His legal troubles behind him, Cleaver stepped outside the courtroom into a glare of television lights. Immediately he attacked three black politicians in Oakland — Mayor Lionel Wilson, the Coúnty Supervisor John George, and Congressman Ron Dellums. He accused them of using  the issue of police brutality in the black community as a “political football”. He said, “We need police as heroes”.  Everyone was stunned. Could this be Eldridge Cleaver speaking? He even admitted that he and Bobby Hutton had attacked the police without warning in the incident in 1968, killing officer Jensen. At the time, Cleaver’s lies were accepted as the truth by the left and the media, and Jensen’s partner, Nolan Darnell, was prohibited from telling his version by a court-ordered gag. Neither Jensen nor Darnell were ever vindicated in regard to this affair, and Darnell thinks it was a miscarriage of justice to let Cleaver get away unpunished for his many crimes, born-again Christian or not. The ambushes by Cleaver and the other Panthers were deliberate, intended to launch a coordinated series of skirmishes with police that would spark ghetto uprisings across the country and cause chaos.

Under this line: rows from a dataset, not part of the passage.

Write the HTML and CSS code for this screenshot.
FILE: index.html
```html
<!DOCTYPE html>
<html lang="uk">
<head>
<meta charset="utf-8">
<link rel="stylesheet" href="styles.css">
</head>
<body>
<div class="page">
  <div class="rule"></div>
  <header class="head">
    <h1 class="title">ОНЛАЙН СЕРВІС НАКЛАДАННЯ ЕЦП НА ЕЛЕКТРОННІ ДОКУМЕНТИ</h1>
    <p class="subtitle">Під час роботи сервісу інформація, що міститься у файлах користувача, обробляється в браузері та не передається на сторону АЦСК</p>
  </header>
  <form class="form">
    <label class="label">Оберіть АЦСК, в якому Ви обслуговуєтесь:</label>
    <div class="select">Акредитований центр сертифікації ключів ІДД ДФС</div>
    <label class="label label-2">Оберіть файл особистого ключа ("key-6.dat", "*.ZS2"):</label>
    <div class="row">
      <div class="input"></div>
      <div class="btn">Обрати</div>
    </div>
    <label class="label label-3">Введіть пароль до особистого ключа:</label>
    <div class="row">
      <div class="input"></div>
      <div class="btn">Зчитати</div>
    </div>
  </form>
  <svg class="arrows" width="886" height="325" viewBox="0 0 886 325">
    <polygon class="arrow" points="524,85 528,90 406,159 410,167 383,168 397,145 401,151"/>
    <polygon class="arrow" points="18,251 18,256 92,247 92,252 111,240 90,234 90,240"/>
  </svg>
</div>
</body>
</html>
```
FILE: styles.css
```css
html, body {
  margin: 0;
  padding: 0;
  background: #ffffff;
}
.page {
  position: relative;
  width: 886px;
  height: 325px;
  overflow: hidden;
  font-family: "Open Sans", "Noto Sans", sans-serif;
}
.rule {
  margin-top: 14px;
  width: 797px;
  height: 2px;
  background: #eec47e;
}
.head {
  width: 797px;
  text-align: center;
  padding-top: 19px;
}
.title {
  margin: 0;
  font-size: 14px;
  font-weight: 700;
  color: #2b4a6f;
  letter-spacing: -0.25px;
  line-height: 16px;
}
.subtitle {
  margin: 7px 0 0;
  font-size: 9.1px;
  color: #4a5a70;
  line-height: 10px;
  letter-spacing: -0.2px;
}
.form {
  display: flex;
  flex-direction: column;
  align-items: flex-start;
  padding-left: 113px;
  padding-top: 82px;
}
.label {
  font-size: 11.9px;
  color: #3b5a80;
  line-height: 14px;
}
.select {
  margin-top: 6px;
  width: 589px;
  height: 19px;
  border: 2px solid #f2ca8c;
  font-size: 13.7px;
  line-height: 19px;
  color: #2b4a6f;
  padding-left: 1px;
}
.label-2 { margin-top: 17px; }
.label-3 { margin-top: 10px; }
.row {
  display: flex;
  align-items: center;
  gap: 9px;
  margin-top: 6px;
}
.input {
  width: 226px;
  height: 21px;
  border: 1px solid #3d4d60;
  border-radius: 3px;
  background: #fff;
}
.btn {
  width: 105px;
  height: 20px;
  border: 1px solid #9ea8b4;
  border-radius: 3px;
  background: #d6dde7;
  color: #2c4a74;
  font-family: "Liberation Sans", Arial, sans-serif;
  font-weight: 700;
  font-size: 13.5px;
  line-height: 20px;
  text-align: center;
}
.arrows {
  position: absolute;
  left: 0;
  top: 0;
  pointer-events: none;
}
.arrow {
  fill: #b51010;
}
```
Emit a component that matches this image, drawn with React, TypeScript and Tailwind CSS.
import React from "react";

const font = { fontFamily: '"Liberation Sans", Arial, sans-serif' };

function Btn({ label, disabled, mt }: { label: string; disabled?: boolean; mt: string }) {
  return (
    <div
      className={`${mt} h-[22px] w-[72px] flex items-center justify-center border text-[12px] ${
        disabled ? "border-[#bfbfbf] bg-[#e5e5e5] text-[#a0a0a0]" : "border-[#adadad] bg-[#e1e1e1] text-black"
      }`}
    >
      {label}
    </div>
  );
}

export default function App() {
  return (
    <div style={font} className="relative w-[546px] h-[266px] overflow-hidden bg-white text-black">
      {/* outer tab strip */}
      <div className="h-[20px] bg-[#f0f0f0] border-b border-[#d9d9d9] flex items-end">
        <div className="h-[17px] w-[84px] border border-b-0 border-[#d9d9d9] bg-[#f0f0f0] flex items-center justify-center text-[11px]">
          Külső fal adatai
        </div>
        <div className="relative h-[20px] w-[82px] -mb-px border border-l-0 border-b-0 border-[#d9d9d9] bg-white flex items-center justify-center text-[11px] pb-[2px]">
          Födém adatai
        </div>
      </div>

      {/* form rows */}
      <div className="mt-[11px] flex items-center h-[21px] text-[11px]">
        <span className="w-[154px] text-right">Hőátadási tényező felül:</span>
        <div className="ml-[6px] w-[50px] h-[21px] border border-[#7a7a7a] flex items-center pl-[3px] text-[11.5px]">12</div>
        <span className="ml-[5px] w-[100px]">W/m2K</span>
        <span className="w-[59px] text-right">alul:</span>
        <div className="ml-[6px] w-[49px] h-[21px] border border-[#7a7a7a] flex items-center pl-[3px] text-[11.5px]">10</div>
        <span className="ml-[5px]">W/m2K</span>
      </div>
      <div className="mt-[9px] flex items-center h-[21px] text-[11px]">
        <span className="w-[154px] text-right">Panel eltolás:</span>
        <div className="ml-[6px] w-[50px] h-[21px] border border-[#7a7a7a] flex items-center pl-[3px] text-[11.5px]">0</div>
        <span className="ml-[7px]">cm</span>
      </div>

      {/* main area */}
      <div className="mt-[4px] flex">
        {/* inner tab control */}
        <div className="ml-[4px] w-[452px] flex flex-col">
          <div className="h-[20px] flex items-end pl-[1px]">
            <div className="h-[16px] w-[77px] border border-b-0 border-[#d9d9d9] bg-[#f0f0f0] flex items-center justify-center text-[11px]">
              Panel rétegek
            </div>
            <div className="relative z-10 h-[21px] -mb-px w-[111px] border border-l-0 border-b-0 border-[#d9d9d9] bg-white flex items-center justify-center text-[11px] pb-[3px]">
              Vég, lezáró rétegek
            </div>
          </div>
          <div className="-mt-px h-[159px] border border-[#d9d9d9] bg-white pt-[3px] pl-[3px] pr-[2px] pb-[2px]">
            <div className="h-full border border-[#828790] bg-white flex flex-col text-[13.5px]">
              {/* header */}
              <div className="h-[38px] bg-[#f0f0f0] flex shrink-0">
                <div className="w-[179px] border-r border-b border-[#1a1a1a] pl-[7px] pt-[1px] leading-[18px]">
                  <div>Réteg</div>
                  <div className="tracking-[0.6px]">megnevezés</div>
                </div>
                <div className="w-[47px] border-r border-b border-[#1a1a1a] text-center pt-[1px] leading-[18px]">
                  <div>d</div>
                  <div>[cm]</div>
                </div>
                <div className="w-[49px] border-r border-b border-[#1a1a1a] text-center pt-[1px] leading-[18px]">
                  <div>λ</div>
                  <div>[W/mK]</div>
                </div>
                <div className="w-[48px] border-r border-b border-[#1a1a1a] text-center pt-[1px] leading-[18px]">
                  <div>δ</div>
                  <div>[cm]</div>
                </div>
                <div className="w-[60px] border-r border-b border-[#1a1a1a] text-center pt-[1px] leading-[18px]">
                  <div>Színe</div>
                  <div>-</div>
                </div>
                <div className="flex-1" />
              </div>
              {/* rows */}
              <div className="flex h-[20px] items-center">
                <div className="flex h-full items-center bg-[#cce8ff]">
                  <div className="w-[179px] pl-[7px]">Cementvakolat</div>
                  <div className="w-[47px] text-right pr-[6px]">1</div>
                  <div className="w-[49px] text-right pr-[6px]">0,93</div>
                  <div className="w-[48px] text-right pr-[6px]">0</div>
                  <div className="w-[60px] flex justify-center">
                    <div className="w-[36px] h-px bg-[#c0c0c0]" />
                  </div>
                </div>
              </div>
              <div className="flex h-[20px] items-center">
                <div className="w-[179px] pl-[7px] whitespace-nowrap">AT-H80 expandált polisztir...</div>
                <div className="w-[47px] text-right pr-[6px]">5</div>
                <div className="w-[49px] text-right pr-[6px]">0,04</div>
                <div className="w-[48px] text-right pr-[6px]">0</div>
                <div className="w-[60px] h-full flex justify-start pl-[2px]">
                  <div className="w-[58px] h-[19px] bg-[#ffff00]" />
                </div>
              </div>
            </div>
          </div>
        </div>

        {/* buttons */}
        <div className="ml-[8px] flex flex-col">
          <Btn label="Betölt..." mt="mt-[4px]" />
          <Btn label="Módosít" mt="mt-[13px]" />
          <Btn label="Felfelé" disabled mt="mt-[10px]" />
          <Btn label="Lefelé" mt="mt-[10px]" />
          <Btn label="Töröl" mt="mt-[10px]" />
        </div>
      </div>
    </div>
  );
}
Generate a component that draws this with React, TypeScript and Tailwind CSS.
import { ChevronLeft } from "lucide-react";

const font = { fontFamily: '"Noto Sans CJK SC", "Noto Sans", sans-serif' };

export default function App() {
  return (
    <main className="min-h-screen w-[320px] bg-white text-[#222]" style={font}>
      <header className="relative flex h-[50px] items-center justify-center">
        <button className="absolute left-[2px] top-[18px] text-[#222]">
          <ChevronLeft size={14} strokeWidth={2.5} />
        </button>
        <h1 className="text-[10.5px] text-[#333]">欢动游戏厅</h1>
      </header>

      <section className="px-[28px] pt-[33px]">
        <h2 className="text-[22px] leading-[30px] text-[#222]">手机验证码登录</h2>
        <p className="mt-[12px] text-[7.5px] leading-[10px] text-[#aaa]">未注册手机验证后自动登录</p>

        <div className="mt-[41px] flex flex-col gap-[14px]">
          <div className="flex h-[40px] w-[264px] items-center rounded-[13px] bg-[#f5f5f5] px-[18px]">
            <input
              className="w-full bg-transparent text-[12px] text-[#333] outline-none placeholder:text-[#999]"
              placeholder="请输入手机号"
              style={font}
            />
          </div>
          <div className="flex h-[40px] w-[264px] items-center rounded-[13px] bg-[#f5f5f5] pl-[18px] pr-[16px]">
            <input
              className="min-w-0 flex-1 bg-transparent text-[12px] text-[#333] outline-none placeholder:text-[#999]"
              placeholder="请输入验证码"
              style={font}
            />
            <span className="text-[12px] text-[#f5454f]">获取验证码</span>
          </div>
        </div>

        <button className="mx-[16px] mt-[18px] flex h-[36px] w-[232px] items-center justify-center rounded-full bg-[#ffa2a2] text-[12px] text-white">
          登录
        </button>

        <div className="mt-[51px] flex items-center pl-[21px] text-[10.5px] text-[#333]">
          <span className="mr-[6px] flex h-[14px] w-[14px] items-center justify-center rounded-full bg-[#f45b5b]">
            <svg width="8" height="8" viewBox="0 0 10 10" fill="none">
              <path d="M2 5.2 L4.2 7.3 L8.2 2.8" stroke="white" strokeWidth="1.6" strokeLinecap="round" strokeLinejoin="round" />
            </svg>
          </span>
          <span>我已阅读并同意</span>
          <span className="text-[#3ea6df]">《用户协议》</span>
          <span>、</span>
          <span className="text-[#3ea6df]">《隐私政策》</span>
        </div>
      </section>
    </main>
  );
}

Because of Skousen’s influence, over the next few years Cleaver met other Mormons and began to study the doctrines of the Mormon Church, especially those concerning the family. Cleaver eventually became convinced that it wasn’t “social help” programs of the Democrats that would save his people, not even “self help” programs of the Republicans — he realized the solution lay in strong families, led by righteous men who ruled those families in righteousness. He got to know many Mormon families and saw this for himself. After much thinking about it, he came to believe the Mormon Church was the right one for him and in 1984, Cleaver was baptized into the Mormon faith. Ever after he always referred to himself as a “Mormon and a Christian”. He died in 1989. It’s a pity Cleaver’s testimony did not have more power to destroy the Communist influence in the black community.